### PROVIDED DATA
▬▬▬
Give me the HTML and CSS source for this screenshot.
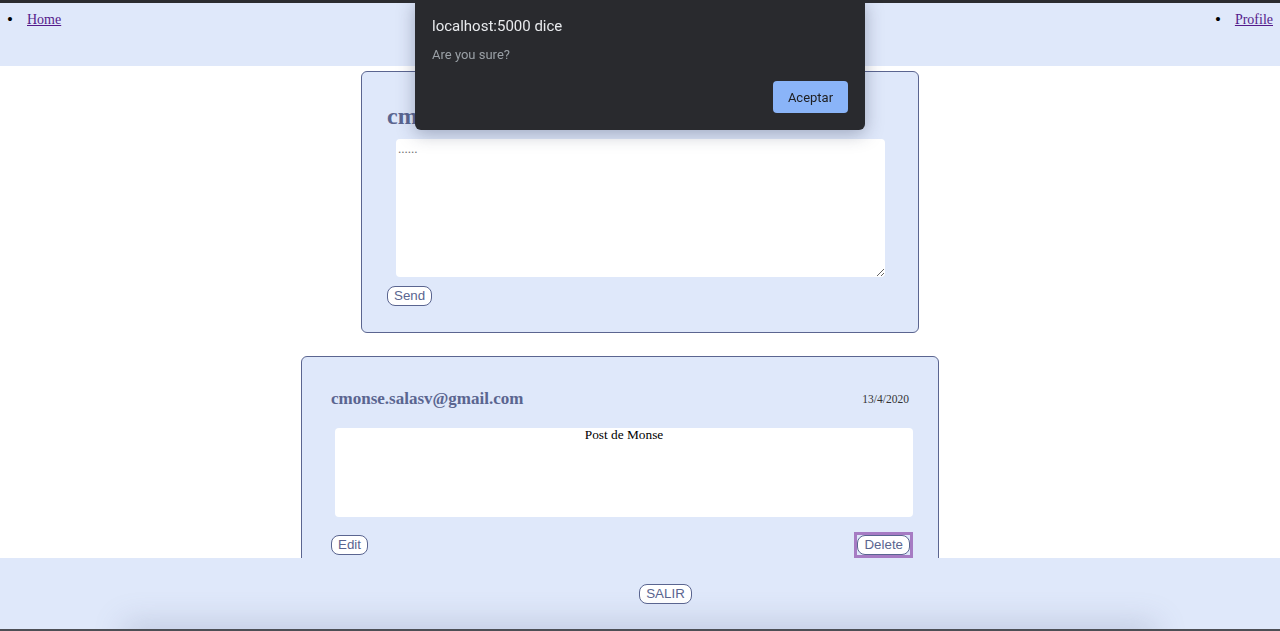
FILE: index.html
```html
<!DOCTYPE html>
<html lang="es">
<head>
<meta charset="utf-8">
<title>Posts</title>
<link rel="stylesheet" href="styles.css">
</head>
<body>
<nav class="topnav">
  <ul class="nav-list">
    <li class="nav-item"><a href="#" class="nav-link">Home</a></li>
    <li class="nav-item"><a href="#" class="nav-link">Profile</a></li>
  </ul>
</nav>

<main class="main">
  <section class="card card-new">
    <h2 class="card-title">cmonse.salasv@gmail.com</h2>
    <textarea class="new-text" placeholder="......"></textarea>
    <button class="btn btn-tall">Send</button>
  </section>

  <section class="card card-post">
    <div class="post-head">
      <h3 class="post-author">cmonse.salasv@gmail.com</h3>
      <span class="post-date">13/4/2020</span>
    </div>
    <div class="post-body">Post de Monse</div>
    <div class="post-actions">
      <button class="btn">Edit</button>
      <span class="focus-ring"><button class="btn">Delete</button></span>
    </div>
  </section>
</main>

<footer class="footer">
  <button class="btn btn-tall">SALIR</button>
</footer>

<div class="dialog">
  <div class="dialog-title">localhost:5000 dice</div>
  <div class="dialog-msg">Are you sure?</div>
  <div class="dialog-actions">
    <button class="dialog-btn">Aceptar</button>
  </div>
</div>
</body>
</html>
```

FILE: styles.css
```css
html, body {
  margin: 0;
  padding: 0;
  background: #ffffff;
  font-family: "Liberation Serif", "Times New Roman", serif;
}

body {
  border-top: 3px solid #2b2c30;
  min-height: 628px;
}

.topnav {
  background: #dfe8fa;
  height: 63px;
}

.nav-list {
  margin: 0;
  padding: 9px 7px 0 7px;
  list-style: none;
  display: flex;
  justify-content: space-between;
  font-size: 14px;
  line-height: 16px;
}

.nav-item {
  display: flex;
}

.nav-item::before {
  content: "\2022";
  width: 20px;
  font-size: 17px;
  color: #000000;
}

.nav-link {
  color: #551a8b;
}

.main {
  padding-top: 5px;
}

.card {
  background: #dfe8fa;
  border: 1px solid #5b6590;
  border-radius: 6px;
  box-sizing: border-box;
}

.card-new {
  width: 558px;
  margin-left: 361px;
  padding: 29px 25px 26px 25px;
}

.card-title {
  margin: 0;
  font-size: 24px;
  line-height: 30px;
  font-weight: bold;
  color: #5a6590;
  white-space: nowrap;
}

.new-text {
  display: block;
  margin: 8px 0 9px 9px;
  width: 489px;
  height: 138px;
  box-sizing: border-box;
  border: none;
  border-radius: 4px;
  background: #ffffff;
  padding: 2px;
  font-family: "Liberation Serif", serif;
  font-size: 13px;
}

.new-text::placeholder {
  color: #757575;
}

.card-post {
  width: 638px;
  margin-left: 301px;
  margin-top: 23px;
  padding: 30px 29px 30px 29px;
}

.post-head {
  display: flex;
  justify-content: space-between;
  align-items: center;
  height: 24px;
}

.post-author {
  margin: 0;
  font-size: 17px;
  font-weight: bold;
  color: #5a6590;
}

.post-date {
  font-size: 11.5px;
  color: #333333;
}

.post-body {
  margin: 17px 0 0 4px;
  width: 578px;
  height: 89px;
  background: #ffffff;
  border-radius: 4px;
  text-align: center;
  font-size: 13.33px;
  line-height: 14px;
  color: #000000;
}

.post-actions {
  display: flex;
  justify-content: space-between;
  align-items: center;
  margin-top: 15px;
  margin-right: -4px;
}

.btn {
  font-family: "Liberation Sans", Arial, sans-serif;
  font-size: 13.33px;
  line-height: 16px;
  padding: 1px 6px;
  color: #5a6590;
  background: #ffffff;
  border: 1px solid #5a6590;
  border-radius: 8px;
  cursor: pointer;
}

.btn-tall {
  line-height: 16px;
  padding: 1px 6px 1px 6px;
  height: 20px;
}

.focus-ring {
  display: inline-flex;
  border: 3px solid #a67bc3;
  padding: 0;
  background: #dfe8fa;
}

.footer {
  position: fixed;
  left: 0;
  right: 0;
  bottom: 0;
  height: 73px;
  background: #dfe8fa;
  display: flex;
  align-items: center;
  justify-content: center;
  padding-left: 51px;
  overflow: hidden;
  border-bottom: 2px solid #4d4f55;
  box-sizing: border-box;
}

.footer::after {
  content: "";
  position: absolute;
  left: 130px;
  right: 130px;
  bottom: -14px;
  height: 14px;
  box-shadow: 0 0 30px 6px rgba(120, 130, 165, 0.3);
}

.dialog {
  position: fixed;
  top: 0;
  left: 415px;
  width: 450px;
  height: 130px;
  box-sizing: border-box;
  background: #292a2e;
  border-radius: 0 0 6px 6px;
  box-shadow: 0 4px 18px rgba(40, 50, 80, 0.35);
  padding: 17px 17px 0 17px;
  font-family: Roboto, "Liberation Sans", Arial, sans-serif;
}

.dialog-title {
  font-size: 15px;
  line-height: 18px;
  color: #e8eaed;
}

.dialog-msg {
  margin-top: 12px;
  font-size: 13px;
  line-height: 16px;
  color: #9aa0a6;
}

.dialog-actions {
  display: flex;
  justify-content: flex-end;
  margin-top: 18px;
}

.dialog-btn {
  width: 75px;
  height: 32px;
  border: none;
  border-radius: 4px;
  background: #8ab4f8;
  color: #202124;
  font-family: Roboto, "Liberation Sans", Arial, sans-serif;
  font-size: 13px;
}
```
▬▬▬
### GIVEN PROBLEM
Go through the listing above and quote it exactly, apart from its images.

### RESPONSE
Give me the HTML and CSS source for this screenshot.
FILE: index.html
```html
<!DOCTYPE html>
<html lang="es">
<head>
<meta charset="utf-8">
<title>Posts</title>
<link rel="stylesheet" href="styles.css">
</head>
<body>
<nav class="topnav">
  <ul class="nav-list">
    <li class="nav-item"><a href="#" class="nav-link">Home</a></li>
    <li class="nav-item"><a href="#" class="nav-link">Profile</a></li>
  </ul>
</nav>

<main class="main">
  <section class="card card-new">
    <h2 class="card-title">cmonse.salasv@gmail.com</h2>
    <textarea class="new-text" placeholder="......"></textarea>
    <button class="btn btn-tall">Send</button>
  </section>

  <section class="card card-post">
    <div class="post-head">
      <h3 class="post-author">cmonse.salasv@gmail.com</h3>
      <span class="post-date">13/4/2020</span>
    </div>
    <div class="post-body">Post de Monse</div>
    <div class="post-actions">
      <button class="btn">Edit</button>
      <span class="focus-ring"><button class="btn">Delete</button></span>
    </div>
  </section>
</main>

<footer class="footer">
  <button class="btn btn-tall">SALIR</button>
</footer>

<div class="dialog">
  <div class="dialog-title">localhost:5000 dice</div>
  <div class="dialog-msg">Are you sure?</div>
  <div class="dialog-actions">
    <button class="dialog-btn">Aceptar</button>
  </div>
</div>
</body>
</html>
```

FILE: styles.css
```css
html, body {
  margin: 0;
  padding: 0;
  background: #ffffff;
  font-family: "Liberation Serif", "Times New Roman", serif;
}

body {
  border-top: 3px solid #2b2c30;
  min-height: 628px;
}

.topnav {
  background: #dfe8fa;
  height: 63px;
}

.nav-list {
  margin: 0;
  padding: 9px 7px 0 7px;
  list-style: none;
  display: flex;
  justify-content: space-between;
  font-size: 14px;
  line-height: 16px;
}

.nav-item {
  display: flex;
}

.nav-item::before {
  content: "\2022";
  width: 20px;
  font-size: 17px;
  color: #000000;
}

.nav-link {
  color: #551a8b;
}

.main {
  padding-top: 5px;
}

.card {
  background: #dfe8fa;
  border: 1px solid #5b6590;
  border-radius: 6px;
  box-sizing: border-box;
}

.card-new {
  width: 558px;
  margin-left: 361px;
  padding: 29px 25px 26px 25px;
}

.card-title {
  margin: 0;
  font-size: 24px;
  line-height: 30px;
  font-weight: bold;
  color: #5a6590;
  white-space: nowrap;
}

.new-text {
  display: block;
  margin: 8px 0 9px 9px;
  width: 489px;
  height: 138px;
  box-sizing: border-box;
  border: none;
  border-radius: 4px;
  background: #ffffff;
  padding: 2px;
  font-family: "Liberation Serif", serif;
  font-size: 13px;
}

.new-text::placeholder {
  color: #757575;
}

.card-post {
  width: 638px;
  margin-left: 301px;
  margin-top: 23px;
  padding: 30px 29px 30px 29px;
}

.post-head {
  display: flex;
  justify-content: space-between;
  align-items: center;
  height: 24px;
}

.post-author {
  margin: 0;
  font-size: 17px;
  font-weight: bold;
  color: #5a6590;
}

.post-date {
  font-size: 11.5px;
  color: #333333;
}

.post-body {
  margin: 17px 0 0 4px;
  width: 578px;
  height: 89px;
  background: #ffffff;
  border-radius: 4px;
  text-align: center;
  font-size: 13.33px;
  line-height: 14px;
  color: #000000;
}

.post-actions {
  display: flex;
  justify-content: space-between;
  align-items: center;
  margin-top: 15px;
  margin-right: -4px;
}

.btn {
  font-family: "Liberation Sans", Arial, sans-serif;
  font-size: 13.33px;
  line-height: 16px;
  padding: 1px 6px;
  color: #5a6590;
  background: #ffffff;
  border: 1px solid #5a6590;
  border-radius: 8px;
  cursor: pointer;
}

.btn-tall {
  line-height: 16px;
  padding: 1px 6px 1px 6px;
  height: 20px;
}

.focus-ring {
  display: inline-flex;
  border: 3px solid #a67bc3;
  padding: 0;
  background: #dfe8fa;
}

.footer {
  position: fixed;
  left: 0;
  right: 0;
  bottom: 0;
  height: 73px;
  background: #dfe8fa;
  display: flex;
  align-items: center;
  justify-content: center;
  padding-left: 51px;
  overflow: hidden;
  border-bottom: 2px solid #4d4f55;
  box-sizing: border-box;
}

.footer::after {
  content: "";
  position: absolute;
  left: 130px;
  right: 130px;
  bottom: -14px;
  height: 14px;
  box-shadow: 0 0 30px 6px rgba(120, 130, 165, 0.3);
}

.dialog {
  position: fixed;
  top: 0;
  left: 415px;
  width: 450px;
  height: 130px;
  box-sizing: border-box;
  background: #292a2e;
  border-radius: 0 0 6px 6px;
  box-shadow: 0 4px 18px rgba(40, 50, 80, 0.35);
  padding: 17px 17px 0 17px;
  font-family: Roboto, "Liberation Sans", Arial, sans-serif;
}

.dialog-title {
  font-size: 15px;
  line-height: 18px;
  color: #e8eaed;
}

.dialog-msg {
  margin-top: 12px;
  font-size: 13px;
  line-height: 16px;
  color: #9aa0a6;
}

.dialog-actions {
  display: flex;
  justify-content: flex-end;
  margin-top: 18px;
}

.dialog-btn {
  width: 75px;
  height: 32px;
  border: none;
  border-radius: 4px;
  background: #8ab4f8;
  color: #202124;
  font-family: Roboto, "Liberation Sans", Arial, sans-serif;
  font-size: 13px;
}
```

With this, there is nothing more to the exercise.